Owliver’s reading list for Women’s History Month6 min readReading Time: 5 minutes
Although women’s contribution in making history must be celebrated every day of the year, there is a whole month dedicated to this ethos!
March is celebrated as Women’s History Month in the United States, United Kingdom, and Australia. It started from a day in 1975 to a week in 1980, eventually resulting in a month in 1987.
Owliver plans on celebrating this precious month with a reading list celebrating women who have shaped history.
Read along, maybe?
1.Savitribai: Journey of Trailblazers
Authors: Leah Verghese, Ranjna, Medha Sundar
Publisher: Azim Premji University
If you enjoy reading the trailblazers column on Owliver’s Post, you will love reading the story of India’s first female teacher, Savitribai Phule.
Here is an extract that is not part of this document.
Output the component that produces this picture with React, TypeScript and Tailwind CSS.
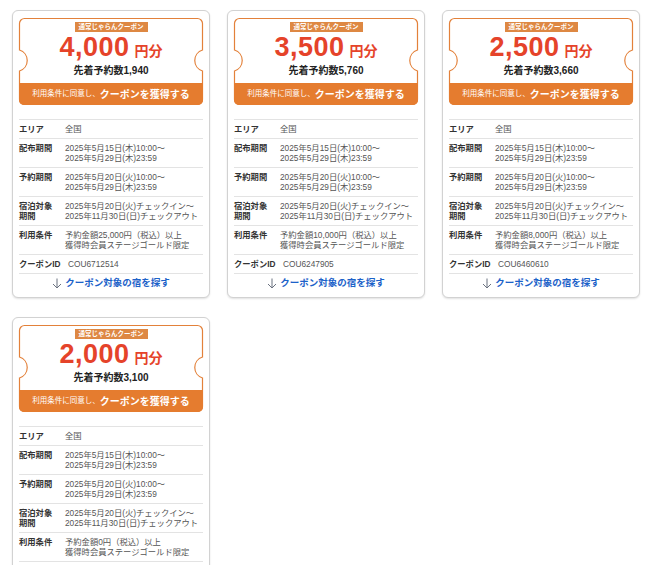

Published by Azim Premji University and illustrated by Patua artists, this book shows her journey and struggles with several anecdotes.
Savitribai used to carry one extra saree in her bag on her way to school every day. Curious to know why? Access the full edition, here.
2.Goodnight Story for Rebel Girls
Authors: Elena Favilli and Francesca Cavello
This wonderful series covers 100 stories of inspirational women who have influenced the making of the world as we know it. 60 artists from all over the world have also contributed to this book.
Did you know that the first computer program was written in 1844 by a woman called Ada Lovelace? Know more about her journey and others like her in this book.
3.Fantastically Great Women Boxed Set:
Author: Kate Pankhurst
Publisher: Bloomsbury Children
Pankhurst has been quite clear with her intention by stating the content of the books in their titles. This set has three books:
Fantastically Great Women Who Changed The World
Fantastically Great Women Who Made History
Fantastically Great Women Who Worked Wonders
Marie Curie won the Nobel Prize in Physics twice in her lifetime. To know more about her contributions, grab this set.
4. Unstoppable: 75 Stories of Trailblazing Indian Women
Author: Gayathri Ponvannan
Meet 75 women from India who broke the rules holding them back to change the world for the better. The book features women who have led armies, flown planes, captured history on lens and done more and beyond!
Rani Abbaka was the only woman in history who directly confronted, fought, and defeated the Portuguese. Follow her journey in this book.
5. Shaking Things Up: 14 Young Women Who Changed the World
Author: Susan Hood
Where would our world be without revolutionaries who are not scared of asking for change, and of working to attain it!? This book collects the stories of 14 extraordinary women to guide a new generation of changemakers. Each revolutionary is paired with an illustrator to bring her story to life on pages. The collection features stories of World War II spies, female firefighters, education reformers, designers et al.
Who was the first woman to wear a one-piece bathing suit and why did it matter? Find your answers in this book.
6. Every-Day Dress Up
Author: Selina Alko
Publisher: Knopf Books for Young Readers
Alko plays with the idea of dress up by allowing her character to indulge in it but with a slight variation. The little girl in the book gives up on her princess attires in favour of costumes inspired by great women in history!
Psst. Selina Alko is also featured in Shaking Things Up: 14 Young Women Who Changed the World
7. Favourite Stories of Courageous Girls: inspiring heroines from classic children’s books
Author: Multiple authors
Publisher: Hodder Books
Waltz into the world of courageous women from children’s fiction with this collection. Each of the 24 chapters starts with an introduction on the character and an excerpt from the text.
8. Malala: My Story of Standing Up for Girls’ Rights
Author: Malala Yousafzai
Publisher: Wren and Rook
When her village was seized by terrorists who prohibited girls from getting an education, Malala did not concede. This book is an illustrated adaptation of Malala’s bestselling memoir, I am Malala, that traces her quest for an education in an environment full of violence.
On October 9, 2012, Malala was shot in the head by terrorists while returning from school. She survived and continued to fight for her right to learn. Follow Malala’s journey from a small village in Pakistan to the United Nations in this adaptation.
And with that, you have travelled across the world and carried in your heart the story of women who have bravehearts against oppression, saviours against disasters, and trailblazers towards change!
Let’s also take this month to express gratitude to all those who helped create the world we live in. Let’s also take this month as a reminder of the need to do our bit to ensure that the work of these changemakers continues, that their ripples bring forth an ocean of change for all generations to come.